Review of Machine Precision

Thomas J. Kennedy

Contents:

1 A Familiar Problem

2 Estimating Machine Precision

3 Scientific Notation

In Chapter 1, we will cover four main topics:

Finite Precision
Arithmetic Error
Cancellation Error
Condition of a Problem

1 A Familiar Problem

The first topic, Finite Precision, is one you have encountered before. Consider a short C++ code snippet:


int main(int argc, char** argv)
{
    double one_third = 1.0 / 3.0;
    double one = one_third + one_third + one_third;

    cout << one << "\n";

    return 0;
}

In a math course, with infinite precision, we would end up with 1 as out output. However, from previous coursework we know that this code snippet will yield something close to, but not exactly, 1.
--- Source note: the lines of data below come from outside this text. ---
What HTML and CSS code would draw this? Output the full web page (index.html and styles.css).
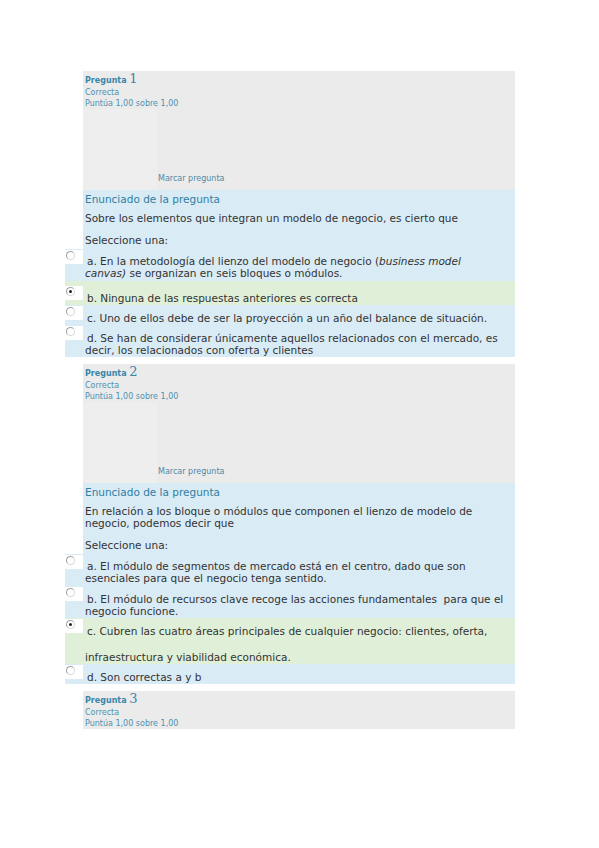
FILE: index.html
```html
<!DOCTYPE html>
<html lang="es">
<head>
<meta charset="utf-8">
<title>Preguntas</title>
<link rel="stylesheet" href="styles.css">
</head>
<body>
<div class="page">

  <section class="que">
    <div class="info">
      <div class="info-head">
        <div class="qno">Pregunta <span class="num">1</span></div>
        <div class="state">Correcta</div>
        <div class="grade">Puntúa 1,00 sobre 1,00</div>
      </div>
      <div class="info-body">
        <div class="info-side"></div>
        <div class="info-main"><span class="flag">Marcar pregunta</span></div>
      </div>
    </div>
    <div class="formulation">
      <div class="qhead">Enunciado de la pregunta</div>
      <div class="qtext">Sobre los elementos que integran un modelo de negocio, es cierto que</div>
      <div class="prompt">Seleccione una:</div>
    </div>
    <div class="answers">
      <div class="opt opt-first"><span class="radio-cell"><span class="radio"></span></span><span class="label">a. En la metodología del lienzo del modelo de negocio (<em>business model<br>canvas)</em> se organizan en seis bloques o módulos.</span></div>
      <div class="opt opt-checked opt-low"><span class="radio-cell"><span class="radio radio-on"></span></span><span class="label">b. Ninguna de las respuestas anteriores es correcta</span></div>
      <div class="opt"><span class="radio-cell"><span class="radio"></span></span><span class="label">c. Uno de ellos debe de ser la proyección a un año del balance de situación.</span></div>
      <div class="opt"><span class="radio-cell"><span class="radio"></span></span><span class="label">d. Se han de considerar únicamente aquellos relacionados con el mercado, es decir, los relacionados con oferta y clientes</span></div>
    </div>
  </section>

  <section class="que">
    <div class="info">
      <div class="info-head">
        <div class="qno">Pregunta <span class="num">2</span></div>
        <div class="state">Correcta</div>
        <div class="grade">Puntúa 1,00 sobre 1,00</div>
      </div>
      <div class="info-body">
        <div class="info-side"></div>
        <div class="info-main"><span class="flag">Marcar pregunta</span></div>
      </div>
    </div>
    <div class="formulation">
      <div class="qhead">Enunciado de la pregunta</div>
      <div class="qtext">En relación a los bloque o módulos que componen el lienzo de modelo de negocio, podemos decir que</div>
      <div class="prompt">Seleccione una:</div>
    </div>
    <div class="answers">
      <div class="opt opt-first"><span class="radio-cell"><span class="radio"></span></span><span class="label">a. El módulo de segmentos de mercado está en el centro, dado que son esenciales para que el negocio tenga sentido.</span></div>
      <div class="opt"><span class="radio-cell"><span class="radio"></span></span><span class="label">b. El módulo de recursos clave recoge las acciones fundamentales&nbsp; para que el negocio funcione.</span></div>
      <div class="opt opt-checked"><span class="radio-cell"><span class="radio radio-on"></span></span><span class="label">c. Cubren las cuatro áreas principales de cualquier negocio: clientes, oferta,<span class="gap"></span>infraestructura y viabilidad económica.</span></div>
      <div class="opt"><span class="radio-cell"><span class="radio"></span></span><span class="label">d. Son correctas a y b</span></div>
    </div>
  </section>

  <section class="que">
    <div class="info info-short">
      <div class="info-head">
        <div class="qno">Pregunta <span class="num">3</span></div>
        <div class="state">Correcta</div>
        <div class="grade">Puntúa 1,00 sobre 1,00</div>
      </div>
    </div>
  </section>

</div>
</body>
</html>
```
FILE: styles.css
```css
html, body {
  margin: 0;
  padding: 0;
  background: #ffffff;
}

body {
  font-family: "DejaVu Sans", Verdana, sans-serif;
  color: #333333;
}

.page {
  padding-top: 71px;
  margin-left: 83px;
  width: 432px;
}

.que {
  margin-bottom: 7px;
}

/* info header */
.info {
  background: #ebebeb;
  height: 119px;
  display: flex;
  flex-direction: column;
}

.info-short {
  height: auto;
}

.info-head {
  padding: 2px 2px 0;
}

.qno {
  font-size: 8px;
  font-weight: bold;
  line-height: 12px;
  color: #3a86a8;
}

.num {
  font-family: "DejaVu Serif", "Liberation Serif", serif;
  font-weight: normal;
  font-size: 13px;
  color: #3a86a8;
}

.state,
.grade {
  font-size: 8px;
  line-height: 11px;
  color: #4d92b2;
}

.info-body {
  flex: 1;
  display: flex;
}

.info-side {
  width: 74px;
  background: #eeeeee;
}

.info-main {
  flex: 1;
  display: flex;
  align-items: flex-end;
  padding: 0 0 6px 1px;
}

.flag {
  font-size: 8px;
  line-height: 11px;
  color: #4f8aa6;
}

/* formulation */
.formulation {
  background: #d9ebf5;
  padding: 2px 2px 3px;
  font-size: 10.5px;
}

.qhead {
  font-size: 10.5px;
  line-height: 14px;
  color: #2f7fa3;
}

.qtext {
  margin-top: 6px;
  line-height: 12px;
}

.prompt {
  margin-top: 10px;
  line-height: 12px;
}

/* answers */
.answers {
  margin-left: -18px;
  font-size: 10.5px;
}

.opt {
  display: flex;
  align-items: flex-start;
  background: #d9ebf5;
  padding: 1px 0 1px;
}

.opt-first .label {
  padding-top: 5px;
}

.opt-first {
  padding-bottom: 2px;
}

.opt-checked {
  background: #e0efd8;
}

.opt-low {
  padding-top: 5px;
}

.radio-cell {
  flex: none;
  width: 18px;
  height: 14px;
  background: #ffffff;
  padding-top: 1px;
  box-sizing: border-box;
  padding-left: 1px;
}

.radio {
  display: block;
  width: 9px;
  height: 9px;
  box-sizing: border-box;
  border-radius: 50%;
  border: 1px solid #a0a0a0;
  border-right-color: #d8d8d8;
  border-bottom-color: #d8d8d8;
  background: #ffffff;
  position: relative;
}

.radio-on::after {
  content: "";
  position: absolute;
  left: 2px;
  top: 2px;
  width: 3px;
  height: 3px;
  border-radius: 50%;
  background: #222222;
}

.label {
  flex: 1;
  padding: 6px 0 0 2px;
  line-height: 12px;
  text-indent: 2px;
}

.gap {
  display: block;
  height: 14px;
}
```
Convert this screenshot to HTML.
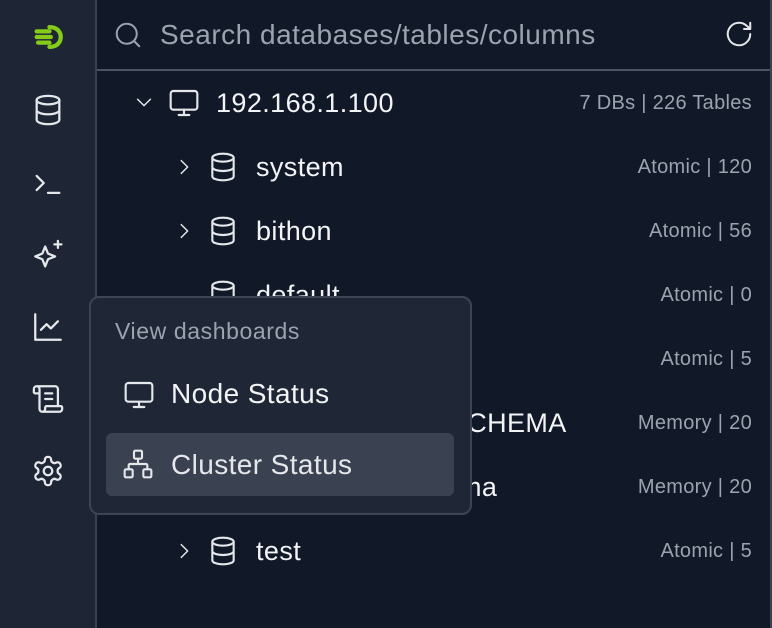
<!DOCTYPE html><html><head><style>
body{margin:0;width:772px;height:628px;background:#111827;font-family:"Liberation Sans",sans-serif;overflow:hidden;position:relative}
.side{position:absolute;left:0;top:0;width:95px;height:628px;background:#1e2535;border-right:2px solid #3a4150}
.ic{position:absolute;left:31px;width:34px;height:34px}
svg{fill:none;stroke:#e5e7eb;stroke-width:1.6;stroke-linecap:round;stroke-linejoin:round}
.hdr{position:absolute;left:97px;top:0;right:2px;height:69px;border-bottom:2px solid #4b5563}
.rb{position:absolute;right:0;top:0;width:2px;height:628px;background:#3a4150}
.row{position:absolute;left:0;right:18px;height:40px}
.t{position:absolute;color:#f3f4f6;font-size:27px;letter-spacing:0.4px;top:5px}
.r{position:absolute;right:0;color:#9ca3af;font-size:20px;letter-spacing:0.3px;top:9px}
.pop{position:absolute;left:89px;top:296px;width:379px;height:215px;background:#1f2737;border:2px solid #3d4554;border-radius:10px}
</style></head><body>
<div class="side">
<svg class="ic" style="top:20px" viewBox="0 0 24 24"><g stroke="#84cc16" stroke-width="3"><path d="M4 8h9M4 12h10M5 16h8"/><path d="M13 5c6 0 8 4 8 7s-2 7-8 7" /></g></svg>
<svg class="ic" style="top:93px" viewBox="0 0 24 24"><ellipse cx="12" cy="5" rx="8" ry="3"/><path d="M4 5v14c0 1.7 3.6 3 8 3s8-1.3 8-3V5M4 12c0 1.7 3.6 3 8 3s8-1.3 8-3"/></svg>
<svg class="ic" style="top:166px" viewBox="0 0 24 24"><path d="M4 7l5 5-5 5M12 19h8"/></svg>
<svg class="ic" style="top:238px" viewBox="0 0 24 24"><path d="M10 6l2 5 5 2-5 2-2 5-2-5-5-2 5-2zM19 2v5M16.5 4.5h5"/></svg>
<svg class="ic" style="top:310px" viewBox="0 0 24 24"><path d="M3 3v18h18M7 14l4-4 3 3 5-5"/></svg>
<svg class="ic" style="top:382px" viewBox="0 0 24 24"><path d="M15 12h-5M15 8h-5M19 17V5a2 2 0 0 0-2-2H4M8 21h12a2 2 0 0 0 2-2v-1a1 1 0 0 0-1-1H11a1 1 0 0 0-1 1v1a2 2 0 1 1-4 0V5a2 2 0 1 0-4 0v2a1 1 0 0 0 1 1h3"/></svg>
<svg class="ic" style="top:454px" viewBox="0 0 24 24"><circle cx="12" cy="12" r="3"/><path d="M12.2 2h-.4a2 2 0 0 0-2 2v.2a2 2 0 0 1-1 1.7l-.4.3a2 2 0 0 1-2 0l-.2-.1a2 2 0 0 0-2.7.7l-.2.4a2 2 0 0 0 .7 2.7l.2.1a2 2 0 0 1 1 1.7v.5a2 2 0 0 1-1 1.8l-.2.1a2 2 0 0 0-.7 2.7l.2.4a2 2 0 0 0 2.7.7l.2-.1a2 2 0 0 1 2 0l.4.3a2 2 0 0 1 1 1.7V20a2 2 0 0 0 2 2h.4a2 2 0 0 0 2-2v-.2a2 2 0 0 1 1-1.7l.4-.3a2 2 0 0 1 2 0l.2.1a2 2 0 0 0 2.7-.7l.2-.4a2 2 0 0 0-.7-2.7l-.2-.1a2 2 0 0 1-1-1.8v-.5a2 2 0 0 1 1-1.7l.2-.1a2 2 0 0 0 .7-2.7l-.2-.4a2 2 0 0 0-2.7-.7l-.2.1a2 2 0 0 1-2 0l-.4-.3a2 2 0 0 1-1-1.7V4a2 2 0 0 0-2-2z"/></svg>
</div>
<div class="hdr">
<svg style="position:absolute;left:16px;top:20px;width:30px;height:30px;stroke:#9ca3af" viewBox="0 0 24 24"><circle cx="11" cy="11" r="8"/><path d="M21 21l-4.3-4.3"/></svg>
<div style="position:absolute;left:63px;top:19px;font-size:28px;letter-spacing:0.5px;color:#9ca3af">Search databases/tables/columns</div>
<svg style="position:absolute;right:16px;top:19px;width:30px;height:30px" viewBox="0 0 24 24"><path d="M21 12a9 9 0 1 1-3-6.7L21 8M21 3v5h-5"/></svg>
</div>
<div class="rb"></div>
<div style="position:absolute;left:97px;top:0;width:673px;height:628px">
<div class="row" style="top:83px"><svg style="position:absolute;left:36px;top:8px;width:22px;height:22px" viewBox="0 0 24 24"><path d="M5 9l7 7 7-7"/></svg><svg style="position:absolute;left:70px;top:4px;width:34px;height:32px" viewBox="0 0 24 24"><rect x="2" y="3" width="20" height="14" rx="2"/><path d="M8 21h8M12 17v4"/></svg><span class="t" style="left:119px">192.168.1.100</span><span class="r">7 DBs | 226 Tables</span></div>
<div class="row" style="top:147px"><svg style="position:absolute;left:76px;top:9px;width:22px;height:22px" viewBox="0 0 24 24"><path d="M9 5l7 7-7 7"/></svg><svg style="position:absolute;left:110px;top:4px;width:32px;height:32px" viewBox="0 0 24 24"><ellipse cx="12" cy="5" rx="8" ry="3"/><path d="M4 5v14c0 1.7 3.6 3 8 3s8-1.3 8-3V5M4 12c0 1.7 3.6 3 8 3s8-1.3 8-3"/></svg><span class="t" style="left:159px">system</span><span class="r">Atomic | 120</span></div>
<div class="row" style="top:211px"><svg style="position:absolute;left:76px;top:9px;width:22px;height:22px" viewBox="0 0 24 24"><path d="M9 5l7 7-7 7"/></svg><svg style="position:absolute;left:110px;top:4px;width:32px;height:32px" viewBox="0 0 24 24"><ellipse cx="12" cy="5" rx="8" ry="3"/><path d="M4 5v14c0 1.7 3.6 3 8 3s8-1.3 8-3V5M4 12c0 1.7 3.6 3 8 3s8-1.3 8-3"/></svg><span class="t" style="left:159px">bithon</span><span class="r">Atomic | 56</span></div>
<div class="row" style="top:275px"><svg style="position:absolute;left:110px;top:4px;width:32px;height:32px" viewBox="0 0 24 24"><ellipse cx="12" cy="5" rx="8" ry="3"/><path d="M4 5v14c0 1.7 3.6 3 8 3s8-1.3 8-3V5"/></svg><span class="t" style="left:159px">default</span><span class="r">Atomic | 0</span></div>
<div class="row" style="top:339px"><span class="r">Atomic | 5</span></div>
<div class="row" style="top:403px"><span class="t" style="left:145px">INFORMATION_SCHEMA</span><span class="r">Memory | 20</span></div>
<div class="row" style="top:467px"><span class="t" style="left:150px">information_schema</span><span class="r">Memory | 20</span></div>
<div class="row" style="top:531px"><svg style="position:absolute;left:76px;top:9px;width:22px;height:22px" viewBox="0 0 24 24"><path d="M9 5l7 7-7 7"/></svg><svg style="position:absolute;left:110px;top:4px;width:32px;height:32px" viewBox="0 0 24 24"><ellipse cx="12" cy="5" rx="8" ry="3"/><path d="M4 5v14c0 1.7 3.6 3 8 3s8-1.3 8-3V5M4 12c0 1.7 3.6 3 8 3s8-1.3 8-3"/></svg><span class="t" style="left:159px">test</span><span class="r">Atomic | 5</span></div>
</div>
<div class="pop">
<div style="position:absolute;left:24px;top:20px;font-size:23px;letter-spacing:0.6px;color:#9ca3af">View dashboards</div>
<svg style="position:absolute;left:31px;top:81px;width:34px;height:32px" viewBox="0 0 24 24"><rect x="2" y="3" width="20" height="14" rx="2"/><path d="M8 21h8M12 17v4"/></svg>
<div style="position:absolute;left:80px;top:80px;font-size:28px;letter-spacing:0.4px;color:#f3f4f6">Node Status</div>
<div style="position:absolute;left:15px;top:135px;width:348px;height:63px;background:#3a4150;border-radius:6px">
<svg style="position:absolute;left:16px;top:15px;width:32px;height:32px" viewBox="0 0 24 24"><rect x="9" y="2" width="6" height="6" rx="1"/><rect x="2" y="16" width="6" height="6" rx="1"/><rect x="16" y="16" width="6" height="6" rx="1"/><path d="M5 16v-3a1 1 0 0 1 1-1h12a1 1 0 0 1 1 1v3M12 12V8"/></svg>
<div style="position:absolute;left:65px;top:16px;font-size:28px;letter-spacing:0.4px;color:#e5e7eb">Cluster Status</div>
</div>
</div>
</body></html>
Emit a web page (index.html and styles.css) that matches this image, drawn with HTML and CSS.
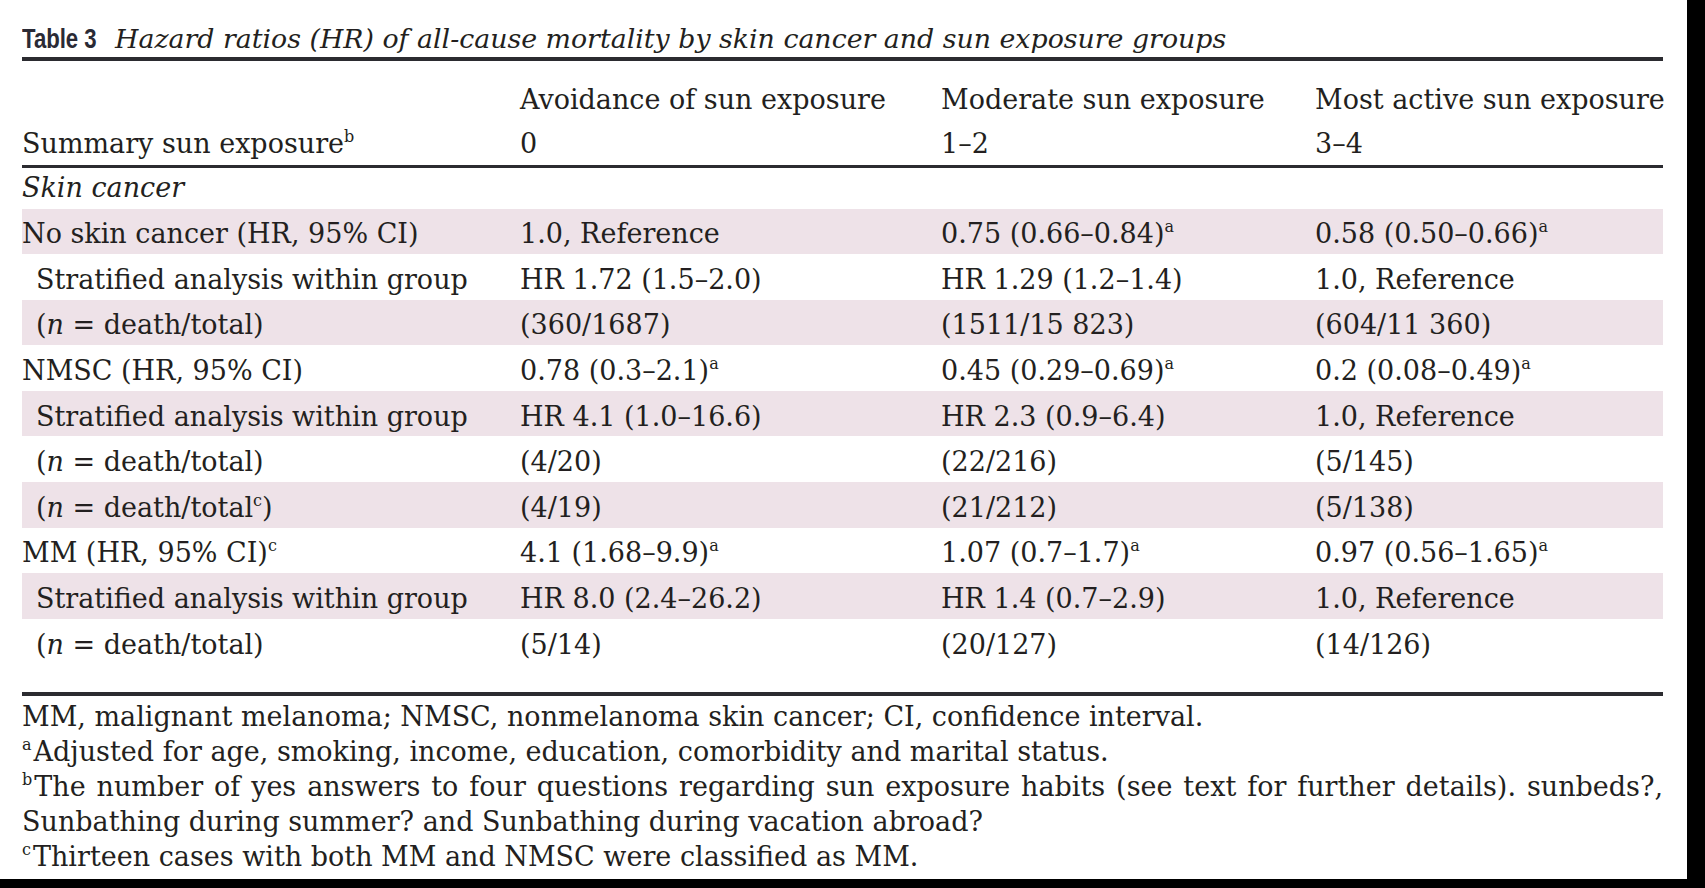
FILE: index.html
```html
<!DOCTYPE html>
<html lang="en">
<head>
<meta charset="utf-8">
<title>Table 3</title>
<link rel="stylesheet" href="styles.css">
</head>
<body>
<div class="page">
  <div class="sheet">
    <div class="title"><span class="label">Table 3</span><span class="caption">Hazard ratios (HR) of all-cause mortality by skin cancer and sun exposure groups</span></div>
    <table class="hr-table">
      <colgroup>
        <col class="c1"><col class="c2"><col class="c3"><col class="c4">
      </colgroup>
      <thead>
        <tr class="h1">
          <th></th>
          <th>Avoidance of sun exposure</th>
          <th>Moderate sun exposure</th>
          <th>Most active sun exposure</th>
        </tr>
        <tr class="h2">
          <th>Summary sun exposure<sup>b</sup></th>
          <th>0</th>
          <th>1–2</th>
          <th>3–4</th>
        </tr>
      </thead>
      <tbody>
        <tr class="section"><td colspan="4"><em>Skin cancer</em></td></tr>
        <tr class="shade"><td>No skin cancer (HR, 95% CI)</td><td>1.0, Reference</td><td>0.75 (0.66–0.84)<sup>a</sup></td><td>0.58 (0.50–0.66)<sup>a</sup></td></tr>
        <tr><td class="ind">Stratified analysis within group</td><td>HR 1.72 (1.5–2.0)</td><td>HR 1.29 (1.2–1.4)</td><td>1.0, Reference</td></tr>
        <tr class="shade"><td class="ind">(<i>n</i> = death/total)</td><td>(360/1687)</td><td>(1511/15 823)</td><td>(604/11 360)</td></tr>
        <tr><td>NMSC (HR, 95% CI)</td><td>0.78 (0.3–2.1)<sup>a</sup></td><td>0.45 (0.29–0.69)<sup>a</sup></td><td>0.2 (0.08–0.49)<sup>a</sup></td></tr>
        <tr class="shade"><td class="ind">Stratified analysis within group</td><td>HR 4.1 (1.0–16.6)</td><td>HR 2.3 (0.9–6.4)</td><td>1.0, Reference</td></tr>
        <tr><td class="ind">(<i>n</i> = death/total)</td><td>(4/20)</td><td>(22/216)</td><td>(5/145)</td></tr>
        <tr class="shade"><td class="ind">(<i>n</i> = death/total<sup>c</sup>)</td><td>(4/19)</td><td>(21/212)</td><td>(5/138)</td></tr>
        <tr><td>MM (HR, 95% CI)<sup>c</sup></td><td>4.1 (1.68–9.9)<sup>a</sup></td><td>1.07 (0.7–1.7)<sup>a</sup></td><td>0.97 (0.56–1.65)<sup>a</sup></td></tr>
        <tr class="shade"><td class="ind">Stratified analysis within group</td><td>HR 8.0 (2.4–26.2)</td><td>HR 1.4 (0.7–2.9)</td><td>1.0, Reference</td></tr>
        <tr><td class="ind">(<i>n</i> = death/total)</td><td>(5/14)</td><td>(20/127)</td><td>(14/126)</td></tr>
      </tbody>
    </table>
    <div class="notes">
      <p>MM, malignant melanoma; NMSC, nonmelanoma skin cancer; CI, confidence interval.</p>
      <p><sup>a</sup>Adjusted for age, smoking, income, education, comorbidity and marital status.</p>
      <p class="just"><sup>b</sup>The number of yes answers to four questions regarding sun exposure habits (see text for further details). sunbeds?, Sunbathing during summer? and Sunbathing during vacation abroad?</p>
      <p><sup>c</sup>Thirteen cases with both MM and NMSC were classified as MM.</p>
    </div>
  </div>
</div>
</body>
</html>
```
FILE: styles.css
```css
html, body {
  margin: 0;
  padding: 0;
  background: #000;
}
.page {
  width: 1687px;
  height: 879px;
  background: #fff;
  overflow: hidden;
}
.sheet {
  width: 1641px;
  margin-left: 22px;
  padding-top: 22px;
  font-family: "DejaVu Serif", "Liberation Serif", serif;
  font-size: 27px;
  color: #231f20;
}
.title {
  display: flex;
  align-items: baseline;
  gap: 2px;
  height: 33px;
  line-height: 33px;
  border-bottom: 4px solid #2b2b30;
  padding-bottom: 2px;
}
.title .label {
  display: inline-block;
  font-family: "Liberation Sans", "Arial", sans-serif;
  font-weight: bold;
  font-size: 27px;
  color: #2a2a35;
  transform: scaleX(0.82);
  transform-origin: left center;
}
.title .caption {
  font-style: italic;
  font-size: 26.8px;
}
.hr-table {
  width: 1641px;
  border-collapse: collapse;
  table-layout: fixed;
  margin-top: 16px;
}
.c1 { width: 498px; }
.c2 { width: 421px; }
.c3 { width: 374px; }
.c4 { width: 348px; }
.hr-table th {
  font-weight: normal;
  text-align: left;
  padding: 0;
  white-space: nowrap;
  height: 44px;
  vertical-align: middle;
}
.hr-table thead tr.h2 th {
  border-bottom: 3px solid #2b2b30;
}
.hr-table td {
  box-sizing: border-box;
  padding: 6px 0 0 0;
  height: 45.6px;
  line-height: 38px;
  white-space: nowrap;
  vertical-align: middle;
}
.hr-table tr.section td {
  height: 42px;
  padding-top: 0;
}
.hr-table tr.shade td {
  background: #eee2e8;
}
.hr-table td.ind {
  padding-left: 14px;
}
sup {
  font-size: 16px;
  line-height: 0;
  vertical-align: 11px;
}
.notes {
  margin-top: 28px;
  border-top: 4px solid #2b2b30;
  padding-top: 3px;
}
.notes p {
  margin: 0;
  line-height: 35px;
}
.notes sup {
  margin-right: 2px;
}
.notes p.just {
  text-align: justify;
}
```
Let us imagine that one_third and one store values in base-10 with user specified precision. Consider this table:

	Precision
Variable	1	2	3	4	8	$\infty$
`one_third`	0.3	0.33	0.333	0.3333	0.33333333	0.33333333$\ldots$
`one`	0.9	0.99	0.999	0.9999	0.99999999	1.0

This table should be reminiscent of a math course, especially if the phrase “Round to n places.” still reverberates in your mind.

2 Estimating Machine Precision

When writing code, you have used float and double in C++ and, possibly, f32 and f64 in Rust. There is a well known algorithm attributed to Cleve Moler for estimating machine precision.

Example 1: Precision Estimation Pseudocode
let a ← 4.0 / 3.0
let b ← a - 1
let c ← b + b + b

return |1 - c|

Let us stick with our example base-10 computer (i.e., pencil and paper). Let us select a few precisions (i.e., number of mantissa digits).

	Mantissa Digits
Step	1	2	4	$\ldots$	128	$\ldots$	$\infty$
`let a ← 4.0 / 3.0`	1.3	1.33	1.3333	$\ldots$		$\ldots$	1.3333$\ldots$
`let b ← a - 1`	0.3	0.33	0.3333	$\ldots$		$\ldots$	0.3333$\ldots$
`let c ← b + b + b`	0.9	0.99	0.9999	$\ldots$	1 - $1\times 10^{128}$	$\ldots$	1
`return \| c -1 \|`	0.1	0.01	0.0001	$\ldots$	$1\times 10^{128}$	$\ldots$	0

Using a paper-and-pencil approach, we would not write out an infinite number of decimal places, we would use fractions. If we wanted to use fractions for this algorithm, the C++ std::ratio library or Python fractions module are the most readily available. However, I would end up playing with the Rust fraction crate.

3 Scientific Notation

In this discussion, we have used base-10 scientific notation (i.e., scientific notation as used in math and science). We need not be so restrictive. We can generalize scientific notation to any base, $\beta$, where $ \beta > 1$. Let us define some notation:

$$ x \times \beta^e $$

In this expression:

$x$ represents some real number.
$\beta$ represents the base (e.g., 2 or 10).
$e$ represents an integer exponents (positive, negative, or zero).

If we were working in base 10, we could have:

$$ 0.5 \times 10^{0} = 0.5 = \frac{1}{2} $$

In base-2, this would become:

$$ 1_{2} \times 2^{-1} = 0.1_{2} $$

Note the subscript $2$. When working with bases other than $10$, such subscripts specify the base.